Se l'arte ha il dovere di raccontare la storia, allora Mario Schifano è un narratore protagonista che cavalca il concetti che abbracciano la modernità, tutta, sia a livello materico che tematico.

Un genio assoluto questo artista, che non ha mai voluto identificarsi in nessuna corrente, erroneamente accostato alla pop art italiana, ha sempre creato e ricercato la propria idea, immediata e contaminata dalle circostanze.

Ho appena acquistato il manifesto del futurismo, una presunta copia o forse un originale senza autenticazione, vera discriminante del prezzo dell'opera.

Una tela bianca, che non va assolutamente data in pasto con una cornice, con le sagome in monocromo dei profeti del futurismo, di cui ricorre or ora il centenario.

Marinetti, Carrà, Balla, Boccioni e Sironi, sono omaggiati dall'artista romano, in questo quadro celeberrimo e minimalista, immediato, diffuso in modo nauseabondo e fin troppo facilmente ripetibile, nonché ripetuto a perdi numero dallo stesso artista, che ha rivisto il concetto, il soggetto, tante volte quante necessarie per affermare lo stesso in maniera totale ed assoluta.

Come un volantino, una pagina pubblicitaria, questo omaggio è frutto intenso di una emotività spalmata nell'insistenza della ripetizione del soggetto.

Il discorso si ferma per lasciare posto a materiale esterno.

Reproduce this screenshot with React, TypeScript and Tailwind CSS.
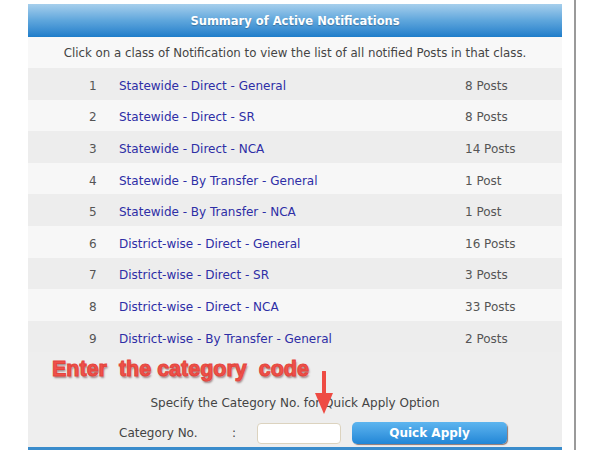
import * as React from "react"

const rows = [
  { n: 1, name: "Statewide - Direct - General", count: "8 Posts" },
  { n: 2, name: "Statewide - Direct - SR", count: "8 Posts" },
  { n: 3, name: "Statewide - Direct - NCA", count: "14 Posts" },
  { n: 4, name: "Statewide - By Transfer - General", count: "1 Post" },
  { n: 5, name: "Statewide - By Transfer - NCA", count: "1 Post" },
  { n: 6, name: "District-wise - Direct - General", count: "16 Posts" },
  { n: 7, name: "District-wise - Direct - SR", count: "3 Posts" },
  { n: 8, name: "District-wise - Direct - NCA", count: "33 Posts" },
  { n: 9, name: "District-wise - By Transfer - General", count: "2 Posts" },
]

export default function App() {
  return (
    <div className="flex h-[450px] w-[600px] overflow-hidden bg-white font-['DejaVu_Sans',sans-serif]">
      <div className="ml-[28px] flex w-[534px] flex-col pt-[4px]">
        {/* header */}
        <div className="flex h-[33px] items-center justify-center bg-gradient-to-b from-[#a6cfec] via-[#5ea6dc] to-[#1d7dca] pt-[2px]">
          <span className="text-[11.5px] font-bold text-white [text-shadow:0_1px_1px_rgba(0,0,0,0.25)]">
            Summary of Active Notifications
          </span>
        </div>

        <div className="flex h-[31px] items-center justify-center bg-[#f8f8f8] pt-[2px] text-[11.8px] text-[#444]">
          Click on a class of Notification to view the list of all notified Posts in that class.
        </div>

        {/* rows */}
        {rows.map((r) => (
          <div
            key={r.n}
            className={`flex h-[31.6px] items-center pt-[4px] text-[12px] ${r.n % 2 ? "bg-[#ededed]" : "bg-[#f7f7f7]"}`}
          >
            <span className="ml-[61px] w-[30px] text-[#555]">{r.n}</span>
            <span className="w-[346px] text-[#2e2ea6]">{r.name}</span>
            <span className="text-[#555]">{r.count}</span>
          </div>
        ))}

        {/* quick apply */}
        <div className="relative flex flex-1 flex-col bg-[#eeeeee]">
          <div className="ml-[24px] mt-[5px] whitespace-pre font-['Liberation_Sans',sans-serif] text-[21.5px] font-bold leading-[24px] text-[#f0514a] [-webkit-text-stroke:1px_#e4443c] [text-shadow:1px_2px_2px_rgba(60,0,0,0.45)]">
            {"Enter  the category  code"}
          </div>
          <div className="mt-[14px] text-center text-[12px] leading-[16px] text-[#444]">
            Specify the Category No. for Quick Apply Option
          </div>
          <div className="mt-[11px] flex items-center text-[12px] text-[#444]">
            <span className="ml-[91px] w-[113px]">Category No.</span>
            <span className="w-[25px]">:</span>
            <input
              className="h-[21px] w-[84px] rounded-[4px] border border-[#dcd3bf] bg-white outline-none"
              readOnly
            />
            <button className="ml-[11px] h-[22px] w-[155px] rounded-[5px] bg-gradient-to-b from-[#5db5ef] to-[#1f86d6] text-[12px] font-bold text-white shadow-[1px_1px_1px_rgba(80,40,30,0.6)]">
              Quick Apply
            </button>
          </div>
          {/* red arrow annotation */}
          <svg className="absolute left-[286px] top-[19px]" width="20" height="44" viewBox="0 0 20 44">
            <line x1="10" y1="1" x2="10" y2="26" stroke="#ee4b43" strokeWidth="4" strokeLinecap="round" />
            <polygon points="1,22 19,22 10,43" fill="#ee4b43" />
          </svg>
        </div>
        <div className="h-[3px] bg-[#3a8ccc]" />
      </div>
      <div className="ml-[12px] w-[1.5px] bg-[#9a9a9a]" />
    </div>
  )
}
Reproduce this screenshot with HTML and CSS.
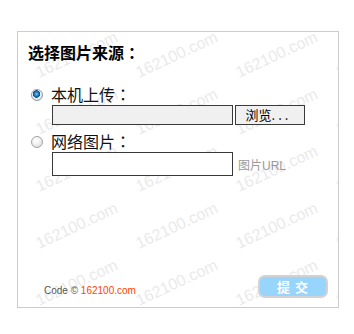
FILE: index.html
```html
<!DOCTYPE html>
<html lang="zh-CN">
<head>
<meta charset="utf-8">
<title>选择图片来源</title>
<link rel="stylesheet" href="styles.css">
</head>
<body>
<form class="box">
  <div class="wm" aria-hidden="true">
    <span>162100.com</span><span>162100.com</span><span>162100.com</span><span>162100.com</span>
    <span>162100.com</span><span>162100.com</span><span>162100.com</span><span>162100.com</span>
    <span>162100.com</span><span>162100.com</span><span>162100.com</span><span>162100.com</span>
    <span>162100.com</span><span>162100.com</span><span>162100.com</span><span>162100.com</span>
    <span>162100.com</span><span>162100.com</span><span>162100.com</span><span>162100.com</span>
  </div>
  <h3 class="title">选择图片来源<span class="colon" lang="zh-TW">：</span></h3>

  <label class="opt first">
    <input type="radio" name="src" class="radio" checked>
    <span class="lbl">本机上传<span class="colon" lang="zh-TW">：</span></span>
  </label>
  <div class="field">
    <input type="text" class="file" readonly>
    <button type="button" class="browse">浏览<span class="dots">...</span></button>
  </div>

  <label class="opt second">
    <input type="radio" name="src" class="radio">
    <span class="lbl">网络图片<span class="colon" lang="zh-TW">：</span></span>
  </label>
  <div class="field">
    <input type="text" class="url">
    <span class="hint">图片URL</span>
  </div>

  <div class="foot">
    <span class="copy">Code © <span class="site">162100.com</span></span>
    <button type="button" class="submit">提 交</button>
  </div>
</form>
</body>
</html>
```
FILE: styles.css
```css
html, body {
  margin: 0;
  padding: 0;
  background: #fff;
}
body {
  font-family: "Liberation Sans", "Noto Sans CJK SC", sans-serif;
  color: #000;
}
.box {
  position: relative;
  isolation: isolate;
  overflow: hidden;
  box-sizing: border-box;
  width: 322px;
  height: 277px;
  margin: 31px 0 0 17px;
  padding: 10px 10px 9px 10px;
  border: 1px solid #cccccc;
  display: flex;
  flex-direction: column;
  align-items: flex-start;
}
.wm {
  position: absolute;
  inset: 0;
  z-index: -1;
  display: grid;
  grid-template-columns: repeat(4, 100px);
  grid-auto-rows: 57px;
  pointer-events: none;
}
.wm span {
  display: inline-block;
  justify-self: start;
  align-self: start;
  margin: 33px 0 0 21px;
  font-family: "Liberation Sans", sans-serif;
  font-size: 16px;
  line-height: 16px;
  white-space: nowrap;
  color: #eaeaea;
  transform: rotate(-25deg);
  transform-origin: 0 13px;
}
.title {
  margin: 0;
  font-family: "Noto Sans CJK SC", sans-serif;
  font-size: 16px;
  font-weight: bold;
  line-height: 20px;
}
.colon {
  font-family: "Noto Sans CJK TC", sans-serif;
}
.opt {
  display: flex;
  align-items: center;
  height: 20px;
}
.opt.first { margin-top: 22px; }
.opt.second { margin-top: 6px; }
.radio {
  appearance: none;
  -webkit-appearance: none;
  box-sizing: border-box;
  width: 12px;
  height: 12px;
  margin: 1px 8px 0 3px;
  border-radius: 50%;
  border: 1px solid #a4a4a4;
  background: radial-gradient(circle at 40% 35%, #ffffff 0, #f2f2f2 40%, #d4d4d4 100%);
}
.radio:checked {
  border-color: #8f9aa3;
  background:
    radial-gradient(circle at 45% 40%, #8fd0f6 0, #2a8bd3 1.6px, #0e5d9f 3px, #0a4f8a 3.5px, rgba(255,255,255,0) 4px),
    radial-gradient(circle at 40% 35%, #ffffff 0, #f0f0f0 50%, #cfcfcf 100%);
}
.lbl {
  font-family: "Noto Sans CJK SC", sans-serif;
  font-size: 16px;
  line-height: 20px;
  color: #111;
}
.field {
  display: flex;
  align-items: flex-end;
  margin: 1px 0 0 24px;
}
.file {
  box-sizing: border-box;
  width: 181px;
  height: 20px;
  margin: 0;
  padding: 0;
  border: 1px solid #3a3a3a;
  background: #f0f0f0;
  outline: none;
}
.browse {
  box-sizing: border-box;
  width: 70px;
  height: 20px;
  margin: 0 0 0 2px;
  padding: 0 3px 0 0;
  border: 1px solid #3a3a3a;
  background: #f0f0f0;
  font-family: "Noto Sans CJK SC", sans-serif;
  font-size: 13px;
  line-height: 16px;
  color: #000;
}
.dots {
  letter-spacing: 3px;
}
.url {
  box-sizing: border-box;
  width: 181px;
  height: 24px;
  margin: 0;
  padding: 0 3px;
  border: 1px solid #3a3a3a;
  background: #fff;
  outline: none;
}
.hint {
  margin: 0 0 3px 5px;
  font-size: 12px;
  line-height: 14px;
  color: #9a9a9a;
}
.foot {
  margin-top: auto;
  align-self: stretch;
  display: flex;
  justify-content: space-between;
  align-items: flex-end;
}
.copy {
  margin: 0 0 1px 16px;
  font-family: "Liberation Sans", sans-serif;
  font-size: 10px;
  line-height: 12px;
  color: #555;
}
.site {
  color: #ff4400;
}
.submit {
  box-sizing: border-box;
  width: 70px;
  height: 23px;
  margin: 0;
  padding: 0;
  border: 2px solid #d2d2d2;
  border-radius: 7px;
  background: #98d5fc;
  color: #fff;
  font-family: "Noto Sans CJK SC", sans-serif;
  font-size: 13px;
  font-weight: bold;
  line-height: 17px;
  letter-spacing: 1px;
}
```
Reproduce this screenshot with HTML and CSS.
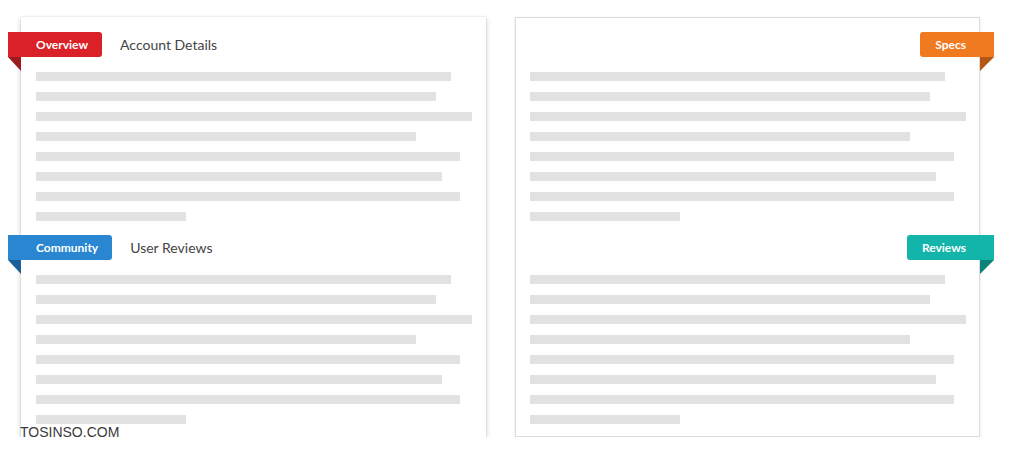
FILE: index.html
```html
<!DOCTYPE html>
<html>
<head>
<meta charset="utf-8">
<link rel="stylesheet" href="styles.css">
</head>
<body>
<div class="page">
  <div class="card card-left">
    <section class="sec">
      <div class="head">
        <span class="ribbon ribbon-l red">Overview</span>
        <span class="title">Account Details</span>
      </div>
      <div class="lines">
        <div class="ln w1"></div><div class="ln w2"></div><div class="ln w3"></div><div class="ln w4"></div>
        <div class="ln w5"></div><div class="ln w6"></div><div class="ln w7"></div><div class="ln w8"></div>
      </div>
    </section>
    <section class="sec">
      <div class="head">
        <span class="ribbon ribbon-l blue">Community</span>
        <span class="title">User Reviews</span>
      </div>
      <div class="lines">
        <div class="ln w1"></div><div class="ln w2"></div><div class="ln w3"></div><div class="ln w4"></div>
        <div class="ln w5"></div><div class="ln w6"></div><div class="ln w7"></div><div class="ln w8"></div>
      </div>
    </section>
  </div>
  <div class="card card-right">
    <section class="sec">
      <div class="head head-r">
        <span class="ribbon ribbon-r orange">Specs</span>
      </div>
      <div class="lines">
        <div class="ln w1"></div><div class="ln w2"></div><div class="ln w3"></div><div class="ln w4"></div>
        <div class="ln w5"></div><div class="ln w6"></div><div class="ln w7"></div><div class="ln w8"></div>
      </div>
    </section>
    <section class="sec">
      <div class="head head-r">
        <span class="ribbon ribbon-r teal">Reviews</span>
      </div>
      <div class="lines">
        <div class="ln w1"></div><div class="ln w2"></div><div class="ln w3"></div><div class="ln w4"></div>
        <div class="ln w5"></div><div class="ln w6"></div><div class="ln w7"></div><div class="ln w8"></div>
      </div>
    </section>
  </div>
</div>
<div class="watermark">TOSINSO.COM</div>
</body>
</html>
```

FILE: styles.css
```css
html, body {
  margin: 0;
  padding: 0;
  background: #fff;
  font-family: Lato, "Open Sans", Arial, sans-serif;
}
.page {
  display: flex;
  gap: 29px;
  padding: 17px 0 0 21px;
}
.card {
  box-sizing: border-box;
  width: 465px;
  height: 420px;
  background: #fff;
  padding: 15px 14px 13px 15px;
  display: flex;
  flex-direction: column;
  gap: 14px;
}
.card-left {
  box-shadow: 0 2px 5px rgba(0, 0, 0, 0.22), 0 0 1px rgba(0, 0, 0, 0.2);
}
.card-right {
  border: 1px solid #dcdcdc;
  box-shadow: 0 1px 3px rgba(0, 0, 0, 0.1);
  padding: 14px 13px 12px 14px;
}
.head {
  display: flex;
  align-items: center;
  height: 25px;
  margin-bottom: 15px;
}
.head-r {
  justify-content: flex-end;
}
.ribbon {
  position: relative;
  height: 25px;
  line-height: 25px;
  color: #fff;
  font-size: 12px;
  font-weight: 700;
  box-sizing: border-box;
}
.ribbon::after {
  content: "";
  position: absolute;
  top: 25px;
  width: 0;
  height: 0;
  border-style: solid;
}
.ribbon-l {
  margin-left: -28px;
  padding: 0 14px 0 28px;
  border-radius: 0 3px 3px 0;
}
.ribbon-l::after {
  left: 0;
  border-width: 0 13px 14px 0;
}
.ribbon-r {
  margin-right: -28px;
  padding: 0 28px 0 15px;
  border-radius: 3px 0 0 3px;
}
.ribbon-r::after {
  right: 0;
  border-width: 14px 14px 0 0;
}
.red { background: #db2128; }
.red::after { border-color: transparent #9c1b1f transparent transparent; }
.blue { background: #2a86d0; }
.blue::after { border-color: transparent #1c5f96 transparent transparent; }
.orange { background: #f07a1f; }
.orange::after { border-color: #b45715 transparent transparent transparent; }
.teal { background: #13b4a9; }
.teal::after { border-color: #0c8279 transparent transparent transparent; }
.title {
  margin-left: 18px;
  font-size: 14px;
  color: #444;
}
.lines {
  display: flex;
  flex-direction: column;
  gap: 11px;
}
.ln {
  height: 9px;
  background: #e2e2e2;
}
.w1 { width: 415px; }
.w2 { width: 400px; }
.w3 { width: 436px; }
.w4 { width: 380px; }
.w5 { width: 424px; }
.w6 { width: 406px; }
.w7 { width: 424px; }
.w8 { width: 150px; }
.watermark {
  position: absolute;
  left: 20px;
  top: 424px;
  font-family: "Liberation Sans", Arial, sans-serif;
  font-size: 14px;
  color: #3a3a3a;
  text-shadow: 0 0 2px #fff;
}
```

Se vi avvicinate al quadro noterete le caratteristiche sbavature, le famose gocciolature emotive, che in  questo caso, risulteranno per i più scettici come semplici sbavature dovute alla dozzinalità dell'artista.

Ma questo quadro, nella sua immediatezza, se vogliamo, chimica purezza (eseguito con vernici a rapida presa) è perfetto protagonista di una arte maniaccia, succhia soldi, fatta su commissione, cavalca onda e commerciale. Ed oggi è ancora un simbolo attualissimo. Ave.